Moving into my favorite part of the school year. When I was a teacher, interventionist, or instructional coach, it was my favorite because summer was near and my contract was 187 days. Anything in the summer was optional.


Since entering district leadership in May of 2022, my lens is different. This part of the year means absorbing the pressures that begin getting dumped on leaders and teachers and doing all I can to recenter and remind the campuses I support of everything they have done all year within the systems they are under, and even some we partnered to create in order to meet the needs of each campus.

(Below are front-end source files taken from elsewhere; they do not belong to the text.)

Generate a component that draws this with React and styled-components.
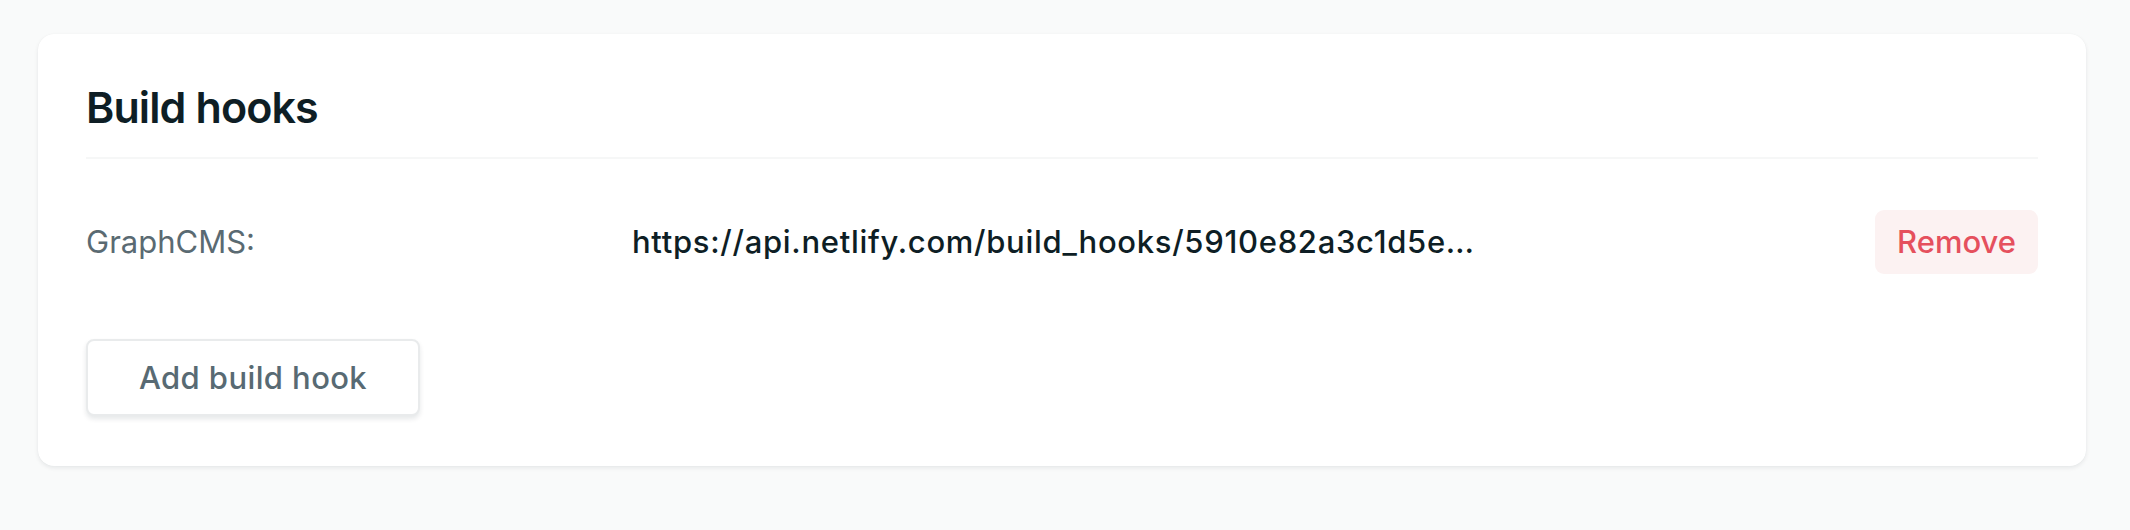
import React from "react";
import styled, { createGlobalStyle } from "styled-components";

const GlobalStyle = createGlobalStyle`
  html, body {
    margin: 0;
    padding: 0;
    background: #f9fafa;
    font-family: Inter, "Noto Sans", "Liberation Sans", sans-serif;
    -webkit-font-smoothing: antialiased;
  }
  * { box-sizing: border-box; }
`;

const Page = styled.div`
  padding: 34px 44px 64px 38px;
`;

const Card = styled.section`
  background: #ffffff;
  border-radius: 16px;
  box-shadow: 0 2px 4px rgba(14, 30, 37, 0.08), 0 0 1px rgba(14, 30, 37, 0.06);
  padding: 48px 48px 50px;
  min-height: 432px;
`;

const Header = styled.header`
  padding-bottom: 23px;
  border-bottom: 2px solid #f6f7f7;
`;

const Title = styled.h2`
  margin: 0;
  font-size: 43px;
  line-height: 1.2;
  font-weight: 600;
  color: #0e1e25;
  letter-spacing: -0.9px;
`;

const HookRow = styled.div`
  display: grid;
  grid-template-columns: 546px minmax(0, ${(p) => p.$urlWidth}px) 1fr auto;
  align-items: center;
  margin-top: 51px;
`;

const Label = styled.span`
  font-size: 31px;
  line-height: 1.2;
  color: #5a6a72;
  font-weight: 400;
`;

const Url = styled.span`
  font-size: 31px;
  line-height: 1.2;
  color: #0e1e25;
  font-weight: 500;
  letter-spacing: 0.7px;
  white-space: nowrap;
`;

const RemoveButton = styled.button`
  grid-column: 4;
  justify-self: end;
  height: 64px;
  padding: 0 22px;
  border: none;
  border-radius: 9px;
  background: #fcf2f2;
  color: #e5505d;
  font-family: inherit;
  font-size: 31px;
  font-weight: 500;
  cursor: pointer;
`;

const AddButton = styled.button`
  margin-top: 65px;
  height: 77px;
  padding: 0 40px;
  width: 334px;
  background: #ffffff;
  border: 2px solid #e9ebec;
  border-radius: 8px;
  box-shadow: 0 3px 5px rgba(14, 30, 37, 0.1);
  color: #586a73;
  font-family: inherit;
  font-size: 31px;
  font-weight: 500;
  letter-spacing: 0.4px;
  cursor: pointer;
`;

const hooks = [
  {
    name: "GraphCMS:",
    url: "https://api.netlify.com/build_hooks/5910e82a3c1d5e0e5f27c1a4",
  },
];

const truncate = (s, n) => (s.length > n ? s.slice(0, n) + "…" : s);

export default function App() {
  return (
    <>
      <GlobalStyle />
      <Page>
        <Card>
          <Header>
            <Title>Build hooks</Title>
          </Header>
          {hooks.map((h) => (
            <HookRow key={h.name} $urlWidth={840}>
              <Label>{h.name}</Label>
              <Url title={h.url}>{truncate(h.url, 50)}</Url>
              <RemoveButton>Remove</RemoveButton>
            </HookRow>
          ))}
          <AddButton>Add build hook</AddButton>
        </Card>
      </Page>
    </>
  );
}
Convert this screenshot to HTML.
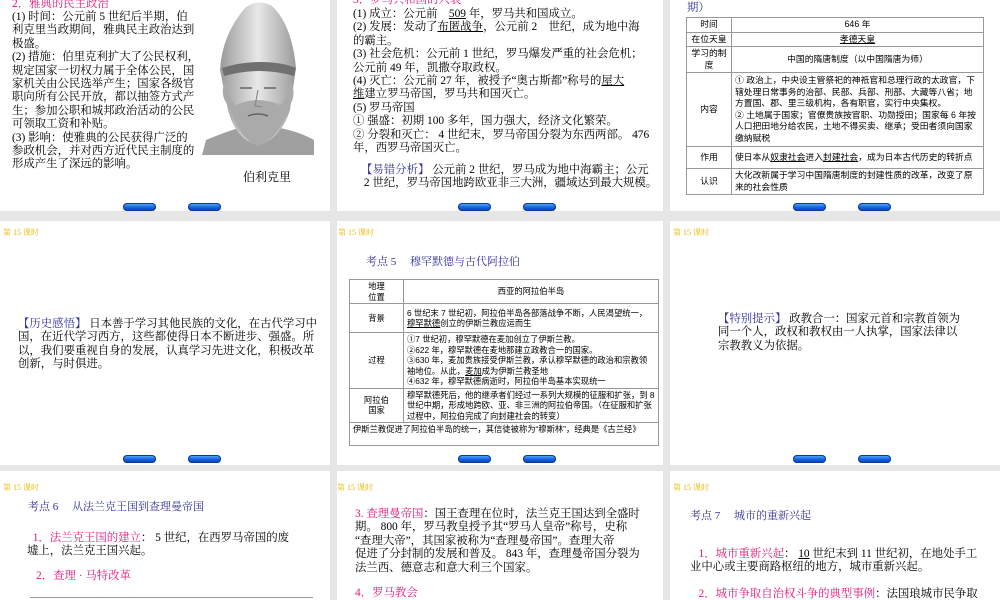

More than anything, it is reminding teachers they have done what many cannot and will not do. They have carried children, content, pressure, expectations, and the weight of everybody’s opinion about their classroom instruction. And they kept showing up. I know because I have seen them. I have stood right there with them, supporting them in the ways they told me they needed. For one campus, that looked like sitting down weekly to internalize, plan, and figure out what part of the lesson could be removed and what part held the weight, while also stepping in wherever I was needed as their AP was out on maternity leave. For another, it looked like the AP and me taking turns teaching while a teacher was out on paternity leave. It meant being joined at the hip with an entire team so I could take each step with them.


I am extremely proud that the campus principals I support smile when I come into their buildings. I think a part of that is because I have been here with them, and I am still here with them. But it is a special type of joy in my heart when I walk into classrooms and the teacher isn't irritated or nervous, but instead they actually might put me to work with same kids I have been sitting next to all year.


I do my best to be the leaders I had. The ones who walked in my room and sat the clipboard down. The ones who left sticky notes before leaving. The ones who did not give up on me when I wanted to quit. The ones who saw Phonisha and not just Mrs. Hawkins.


I never forget the 13 years in the classroom. It built me. I carry that with me all year long, and this time of year especially, as the pressure starts rising, makes me reflect on the kind of presence I am when "admin" or "district" walks into classrooms.


I will never forget in 2024 when I received the most amazing annual review I have ever had. Distinguished. Great, right? Absolutely. But it was the goodbye email from the teacher who challenged me at every turn and gave the most honest feedback who told me the district would have big shoes to fill when I made the decision to take a promotion elsewhere.


That email let me know I was carrying forward what the leaders I was incredibly blessed to have poured into me.